“Too often unused prescription drugs find their way into the wrong hands,” said Fort Thomas Police Officer, Sean Donelan. “That’s dangerous and often tragic. This event gives people the opportunity to turn in their prescription drugs safely and anonymously.”
Leftover or expired drugs can be harmful in a variety of ways:
- Out-of-date medications can degrade and lose their effectiveness.
- They can pose environmental pollution to water supplies if disposed of improperly.
- They can be accidently ingested by children, stolen, misused and abused.
According to the 2017 National Survey on Drug Use and Health, 6 million Americans abused controlled prescription drugs. The study shows that a majority of abused prescription drugs were obtained from family and friends, often from the home medicine cabinet.
“Cleaning out old prescription drugs from medicine cabinets, kitchen drawers and beside tables can help reduce the diversion, misuse and abuse of these substances, including opioid painkillers,” said Donelan.
In 2018, citizens across the U.S. safely disposed of nearly 930 tons of unneeded medications during National Prescription Drug Take Back Day.
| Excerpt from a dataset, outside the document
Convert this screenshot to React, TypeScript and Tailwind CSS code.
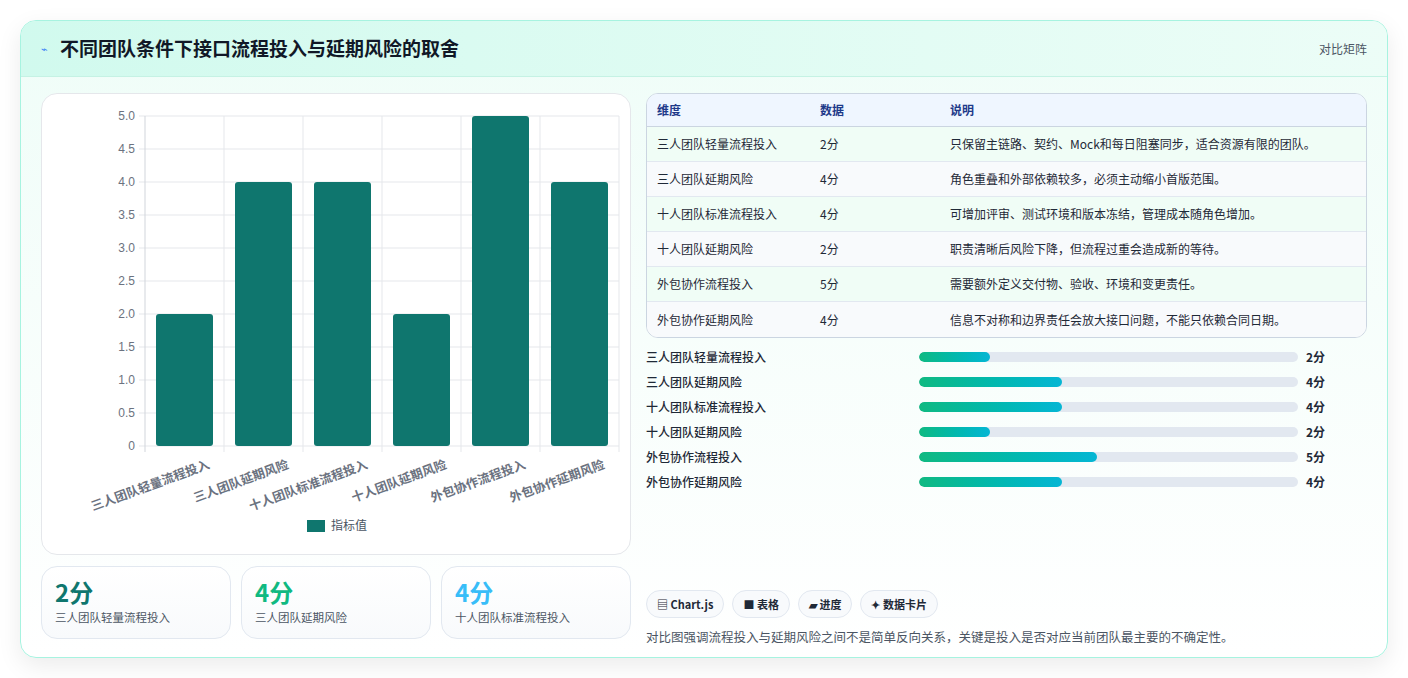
import React from "react";

const rows = [
  ["三人团队轻量流程投入", 2, "只保留主链路、契约、Mock和每日阻塞同步，适合资源有限的团队。"],
  ["三人团队延期风险", 4, "角色重叠和外部依赖较多，必须主动缩小首版范围。"],
  ["十人团队标准流程投入", 4, "可增加评审、测试环境和版本冻结，管理成本随角色增加。"],
  ["十人团队延期风险", 2, "职责清晰后风险下降，但流程过重会造成新的等待。"],
  ["外包协作流程投入", 5, "需要额外定义交付物、验收、环境和变更责任。"],
  ["外包协作延期风险", 4, "信息不对称和边界责任会放大接口问题，不能只依赖合同日期。"],
] as const;

function Chart() {
  const x0 = 103, x1 = 577, top = 22, bot = 352;
  const w = (x1 - x0) / 6;
  const yv = (v: number) => bot - (v / 5) * (bot - top);
  const ticks = [0, 0.5, 1, 1.5, 2, 2.5, 3, 3.5, 4, 4.5, 5];
  return (
    <svg width="590" height="461" style={{ fontFamily: "'Liberation Sans','Noto Sans CJK SC',sans-serif" }}>
      {ticks.map((t) => (
        <g key={t}>
          <line x1={x0 - 6} x2={x1} y1={yv(t)} y2={yv(t)} stroke="#e5e7eb" />
          <text x={x0 - 10} y={yv(t) + 4} textAnchor="end" fontSize="12" fill="#6b7280">{t === 0 ? "0" : t.toFixed(1)}</text>
        </g>
      ))}
      {Array.from({ length: 7 }).map((_, i) => (
        <line key={i} x1={x0 + i * w} x2={x0 + i * w} y1={top} y2={bot + 6} stroke={i === 0 ? "#d1d5db" : "#e5e7eb"} />
      ))}
      {rows.map((r, i) => {
        const cx = x0 + i * w + w / 2;
        return (
          <g key={i}>
            <rect x={cx - 28.5} y={yv(r[1])} width="57" height={bot - yv(r[1])} rx="3" fill="#0f766e" />
            <text x={cx + 26} y={bot + 22} textAnchor="end" fontSize="12.5" fontWeight="bold" fill="#6b7280" fontFamily="'Noto Sans CJK SC',sans-serif" transform={`rotate(-20 ${cx + 26} ${bot + 22})`}>{r[0]}</text>
          </g>
        );
      })}
      <rect x="265" y="426" width="18" height="12" fill="#0f766e" />
      <text x="289" y="436" fontSize="12" fill="#4b5563" fontFamily="'Noto Sans CJK SC',sans-serif">指标值</text>
    </svg>
  );
}

export default function App() {
  return (
    <div className="w-[1408px] h-[678px] bg-white p-5" style={{ fontFamily: "'Noto Sans CJK SC','Liberation Sans',sans-serif" }}>
      <div className="h-[638px] rounded-2xl border border-[#a7f3e0] bg-gradient-to-b from-[#effdf8] to-white shadow-[0_8px_24px_rgba(0,0,0,0.08)] overflow-hidden flex flex-col">
        <div className="h-[56px] shrink-0 flex items-center justify-between px-5 bg-gradient-to-r from-[#d1faee] to-[#ecfdf7] border-b border-[#c5f2e4]">
          <div className="flex items-center gap-3">
            <span className="text-[#3b82f6] text-[11px]">⌁</span>
            <span className="text-[19px] font-bold text-[#111827]">不同团队条件下接口流程投入与延期风险的取舍</span>
          </div>
          <span className="text-[12px] text-[#4b5563]">对比矩阵</span>
        </div>
        <div className="flex gap-[15px] px-5 pt-4">
          <div className="w-[590px] flex flex-col gap-[11px]">
            <div className="h-[462px] bg-white rounded-2xl border border-[#e5e7eb]">
              <Chart />
            </div>
            <div className="flex gap-[10px]">
              {[["2分", "text-[#0f766e]", "三人团队轻量流程投入"], ["4分", "text-[#10b981]", "三人团队延期风险"], ["4分", "text-[#38bdf8]", "十人团队标准流程投入"]].map(([v, c, l]) => (
                <div key={l} className="w-[190px] h-[73px] rounded-2xl border border-[#e2e8f0] bg-gradient-to-b from-white to-[#f8fafc] px-[13px] pt-[9px]">
                  <div className={`text-[24px] font-bold leading-[32px] ${c}`}>{v}</div>
                  <div className="text-[11.5px] text-[#4b5563] mt-[1px]">{l}</div>
                </div>
              ))}
            </div>
          </div>
          <div className="flex-1 flex flex-col">
            <div className="rounded-xl border border-[#cbd5e1] overflow-hidden bg-white">
              <div className="h-[33px] flex items-center bg-[#eff6ff] border-b border-[#cbd5e1] text-[12px] font-bold text-[#1e3a8a]">
                <div className="w-[173px] pl-[10px]">维度</div><div className="w-[130px]">数据</div><div>说明</div>
              </div>
              {rows.map((r, i) => (
                <div key={i} className={`h-[35px] flex items-center text-[12px] text-[#1f2937] ${i < 5 ? "border-b border-[#e2e8f0]" : ""} ${i % 2 === 0 ? "bg-[#f0fdf6]" : "bg-[#f8fafc]"}`}>
                  <div className="w-[173px] pl-[10px]">{r[0]}</div><div className="w-[130px]">{r[1]}分</div><div>{r[2]}</div>
                </div>
              ))}
            </div>
            <div className="flex flex-col gap-[7px] mt-[10px]">
              {rows.map((r, i) => (
                <div key={i} className="h-[18px] flex items-center text-[12px] text-[#1f2937] font-medium">
                  <div className="w-[273px]">{r[0]}</div>
                  <div className="w-[379px] h-[10px] rounded-full bg-[#e2e8f0] overflow-hidden">
                    <div className="h-full rounded-full bg-gradient-to-r from-[#10b981] to-[#06b6d4]" style={{ width: `${r[1] * 9.4}%` }} />
                  </div>
                  <div className="ml-2 font-bold">{r[1]}分</div>
                </div>
              ))}
            </div>
            <div className="flex gap-[8px] mt-[99px]">
              {["▤ Chart.js", "■ 表格", "▰ 进度", "✦ 数据卡片"].map((t) => (
                <div key={t} className="h-[28px] px-[10px] rounded-full border border-[#e2e8f0] bg-[#f8fafc] flex items-center text-[11px] font-bold text-[#1f2937]">{t}</div>
              ))}
            </div>
            <div className="mt-[10px] text-[12.5px] text-[#4b5563]">对比图强调流程投入与延期风险之间不是简单反向关系，关键是投入是否对应当前团队最主要的不确定性。</div>
          </div>
        </div>
      </div>
    </div>
  );
}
Since the inception of the program in 2003, Kentucky has collected 135,143 pounds of unwanted/unused prescription drugs.
●Participants may dispose of medication in its original container or by removing the medication from its container and disposing of it directly into the disposal box located at the drop off location.
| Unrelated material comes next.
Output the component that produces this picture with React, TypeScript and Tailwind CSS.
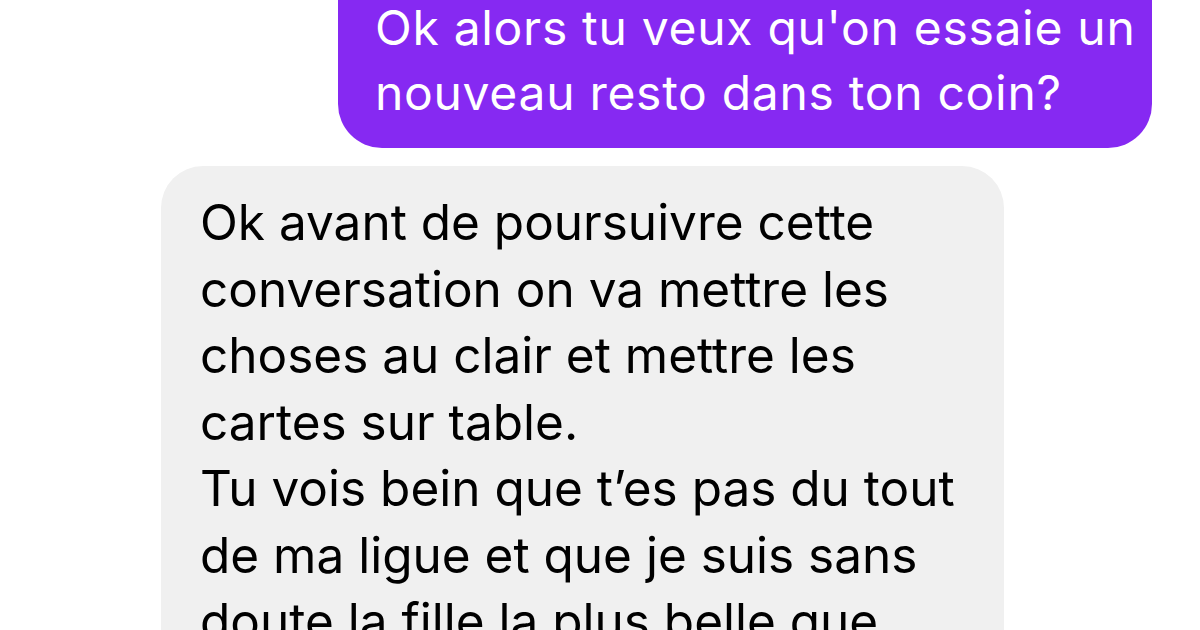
export default function App() {
  const grayLines = [
    "Ok avant de poursuivre cette",
    "conversation on va mettre les",
    "choses au clair et mettre les",
    "cartes sur table.",
    "Tu vois bein que t\u2019es pas du tout",
    "de ma ligue et que je suis sans",
    "doute la fille la plus belle que",
  ];
  return (
    <div className="w-[1200px] h-[630px] overflow-hidden bg-white relative" style={{ fontFamily: "Inter, 'Liberation Sans', sans-serif" }}>
      <div className="flex justify-end pr-[48px] mt-[-60px]">
        <div className="w-[814px] h-[208px] rounded-[44px] bg-[#8629f2] text-white pl-[37px] pt-[55px] text-[48px] leading-[65px] tracking-[0.7px]">
          <div className="whitespace-nowrap">Ok alors tu veux qu'on essaie un</div>
          <div className="whitespace-nowrap">nouveau resto dans ton coin?</div>
        </div>
      </div>
      <div className="ml-[161px] mt-[18px] w-[843px] h-[600px] rounded-[42px] bg-[#f0f0f0] text-black pl-[39px] pt-[23px] text-[49.5px] leading-[66.5px]">
        {grayLines.map((l, i) => (
          <div key={i} className="whitespace-nowrap">{l}</div>
        ))}
      </div>
    </div>
  );
}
●All solid dosage pharmaceutical products and liquids in consumer containers will be accepted. Liquid products, such as cough syrup, should remain sealed in original containers. The depositor should ensure that the cap is tightly sealed to prevent leakage.
●Intravenous solutions, injectables and syringes will not be accepted due to potential hazard posed by blood-borne pathogens.
●Illicit substances such as marijuana or methamphetamine are not a part of this initiative and should not be placed in collection containers.